§ **SUPPLIED INFORMATION**
——

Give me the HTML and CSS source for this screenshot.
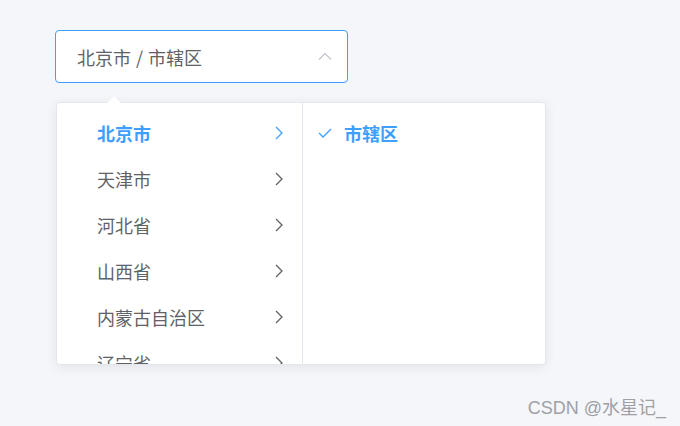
FILE: index.html
```html
<!DOCTYPE html>
<html>
<head>
<meta charset="utf-8">
<link rel="stylesheet" href="styles.css">
</head>
<body>
<div class="page">
  <div class="cascader">
    <div class="input">
      <span class="value">北京市 / 市辖区</span>
      <svg class="caret" width="14" height="8" viewBox="0 0 14 8"><path d="M1 7.5 L7 1.5 L13 7.5" fill="none" stroke="#c0c4cc" stroke-width="1.2"/></svg>
    </div>
    <div class="panel">
      <div class="arrow"></div>
      <div class="menus">
        <ul class="menu left">
          <li class="item active"><span>北京市</span><svg class="chev" width="8" height="14" viewBox="0 0 8 14"><path d="M1 1 L7 7 L1 13" fill="none" stroke="currentColor" stroke-width="1.3"/></svg></li>
          <li class="item"><span>天津市</span><svg class="chev" width="8" height="14" viewBox="0 0 8 14"><path d="M1 1 L7 7 L1 13" fill="none" stroke="currentColor" stroke-width="1.3"/></svg></li>
          <li class="item"><span>河北省</span><svg class="chev" width="8" height="14" viewBox="0 0 8 14"><path d="M1 1 L7 7 L1 13" fill="none" stroke="currentColor" stroke-width="1.3"/></svg></li>
          <li class="item"><span>山西省</span><svg class="chev" width="8" height="14" viewBox="0 0 8 14"><path d="M1 1 L7 7 L1 13" fill="none" stroke="currentColor" stroke-width="1.3"/></svg></li>
          <li class="item"><span>内蒙古自治区</span><svg class="chev" width="8" height="14" viewBox="0 0 8 14"><path d="M1 1 L7 7 L1 13" fill="none" stroke="currentColor" stroke-width="1.3"/></svg></li>
          <li class="item"><span>辽宁省</span><svg class="chev" width="8" height="14" viewBox="0 0 8 14"><path d="M1 1 L7 7 L1 13" fill="none" stroke="currentColor" stroke-width="1.3"/></svg></li>
        </ul>
        <ul class="menu right">
          <li class="item active"><svg class="check" width="14" height="10" viewBox="0 0 14 10"><path d="M1 5 L5 9 L13 1" fill="none" stroke="#409eff" stroke-width="1.3"/></svg><span>市辖区</span></li>
        </ul>
      </div>
    </div>
  </div>
  <div class="watermark">CSDN @水星记_</div>
</div>
</body>
</html>
```
FILE: styles.css
```css
* { box-sizing: border-box; }
html, body {
  margin: 0;
  padding: 0;
  background: #f5f6fa;
  font-family: "Noto Sans CJK SC", "Noto Sans", sans-serif;
}
.page {
  position: relative;
  width: 680px;
  height: 426px;
  padding: 30px 0 0 55px;
  overflow: hidden;
}
.cascader {
  width: 293px;
}
.input {
  height: 53px;
  border: 1px solid #409eff;
  border-radius: 4px;
  background: #fff;
  display: flex;
  align-items: center;
  padding: 0 15px 0 21px;
  justify-content: space-between;
}
.value {
  font-size: 18px;
  color: #606266;
  word-spacing: 1px;
}
.caret { margin-top: -2px; }
.panel {
  position: relative;
  margin-top: 19px;
  margin-left: 1px;
  width: 490px;
  height: 263px;
  background: #fff;
  border: 1px solid #e4e7ed;
  border-radius: 4px;
  box-shadow: 0 2px 12px rgba(0,0,0,0.08);
}
.arrow {
  position: absolute;
  top: -7px;
  left: 50px;
  width: 0;
  height: 0;
  border-left: 7px solid transparent;
  border-right: 7px solid transparent;
  border-bottom: 7px solid #fff;
}
.menus {
  display: flex;
  height: 100%;
  overflow: hidden;
  border-radius: 4px;
}
.menu {
  list-style: none;
  margin: 0;
  padding: 7px 0 0;
}
.menu.left {
  width: 246px;
  border-right: 1px solid #e4e7ed;
}
.menu.right {
  flex: 1;
}
.item {
  height: 46px;
  display: flex;
  align-items: center;
  font-size: 18px;
  color: #606266;
}
.left .item {
  padding: 0 19px 0 40px;
  justify-content: space-between;
}
.item.active {
  color: #409eff;
  font-weight: 700;
}
.chev { color: #606266; }
.item.active .chev { color: #409eff; }
.right .item {
  padding-left: 15px;
}
.check { margin-right: 12px; }
.watermark {
  position: absolute;
  right: 14px;
  bottom: 7px;
  font-family: "Liberation Sans", "Noto Sans CJK SC", sans-serif;
  font-size: 18px;
  color: #a0a0a4;
}
```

——

§ **WHAT YOU SHOULD DO**
The material above holds pictures; copy everything else in it exactly.

§ **WRITTEN SOLUTION**
Give me the HTML and CSS source for this screenshot.
FILE: index.html
```html
<!DOCTYPE html>
<html>
<head>
<meta charset="utf-8">
<link rel="stylesheet" href="styles.css">
</head>
<body>
<div class="page">
  <div class="cascader">
    <div class="input">
      <span class="value">北京市 / 市辖区</span>
      <svg class="caret" width="14" height="8" viewBox="0 0 14 8"><path d="M1 7.5 L7 1.5 L13 7.5" fill="none" stroke="#c0c4cc" stroke-width="1.2"/></svg>
    </div>
    <div class="panel">
      <div class="arrow"></div>
      <div class="menus">
        <ul class="menu left">
          <li class="item active"><span>北京市</span><svg class="chev" width="8" height="14" viewBox="0 0 8 14"><path d="M1 1 L7 7 L1 13" fill="none" stroke="currentColor" stroke-width="1.3"/></svg></li>
          <li class="item"><span>天津市</span><svg class="chev" width="8" height="14" viewBox="0 0 8 14"><path d="M1 1 L7 7 L1 13" fill="none" stroke="currentColor" stroke-width="1.3"/></svg></li>
          <li class="item"><span>河北省</span><svg class="chev" width="8" height="14" viewBox="0 0 8 14"><path d="M1 1 L7 7 L1 13" fill="none" stroke="currentColor" stroke-width="1.3"/></svg></li>
          <li class="item"><span>山西省</span><svg class="chev" width="8" height="14" viewBox="0 0 8 14"><path d="M1 1 L7 7 L1 13" fill="none" stroke="currentColor" stroke-width="1.3"/></svg></li>
          <li class="item"><span>内蒙古自治区</span><svg class="chev" width="8" height="14" viewBox="0 0 8 14"><path d="M1 1 L7 7 L1 13" fill="none" stroke="currentColor" stroke-width="1.3"/></svg></li>
          <li class="item"><span>辽宁省</span><svg class="chev" width="8" height="14" viewBox="0 0 8 14"><path d="M1 1 L7 7 L1 13" fill="none" stroke="currentColor" stroke-width="1.3"/></svg></li>
        </ul>
        <ul class="menu right">
          <li class="item active"><svg class="check" width="14" height="10" viewBox="0 0 14 10"><path d="M1 5 L5 9 L13 1" fill="none" stroke="#409eff" stroke-width="1.3"/></svg><span>市辖区</span></li>
        </ul>
      </div>
    </div>
  </div>
  <div class="watermark">CSDN @水星记_</div>
</div>
</body>
</html>
```
FILE: styles.css
```css
* { box-sizing: border-box; }
html, body {
  margin: 0;
  padding: 0;
  background: #f5f6fa;
  font-family: "Noto Sans CJK SC", "Noto Sans", sans-serif;
}
.page {
  position: relative;
  width: 680px;
  height: 426px;
  padding: 30px 0 0 55px;
  overflow: hidden;
}
.cascader {
  width: 293px;
}
.input {
  height: 53px;
  border: 1px solid #409eff;
  border-radius: 4px;
  background: #fff;
  display: flex;
  align-items: center;
  padding: 0 15px 0 21px;
  justify-content: space-between;
}
.value {
  font-size: 18px;
  color: #606266;
  word-spacing: 1px;
}
.caret { margin-top: -2px; }
.panel {
  position: relative;
  margin-top: 19px;
  margin-left: 1px;
  width: 490px;
  height: 263px;
  background: #fff;
  border: 1px solid #e4e7ed;
  border-radius: 4px;
  box-shadow: 0 2px 12px rgba(0,0,0,0.08);
}
.arrow {
  position: absolute;
  top: -7px;
  left: 50px;
  width: 0;
  height: 0;
  border-left: 7px solid transparent;
  border-right: 7px solid transparent;
  border-bottom: 7px solid #fff;
}
.menus {
  display: flex;
  height: 100%;
  overflow: hidden;
  border-radius: 4px;
}
.menu {
  list-style: none;
  margin: 0;
  padding: 7px 0 0;
}
.menu.left {
  width: 246px;
  border-right: 1px solid #e4e7ed;
}
.menu.right {
  flex: 1;
}
.item {
  height: 46px;
  display: flex;
  align-items: center;
  font-size: 18px;
  color: #606266;
}
.left .item {
  padding: 0 19px 0 40px;
  justify-content: space-between;
}
.item.active {
  color: #409eff;
  font-weight: 700;
}
.chev { color: #606266; }
.item.active .chev { color: #409eff; }
.right .item {
  padding-left: 15px;
}
.check { margin-right: 12px; }
.watermark {
  position: absolute;
  right: 14px;
  bottom: 7px;
  font-family: "Liberation Sans", "Noto Sans CJK SC", sans-serif;
  font-size: 18px;
  color: #a0a0a4;
}
```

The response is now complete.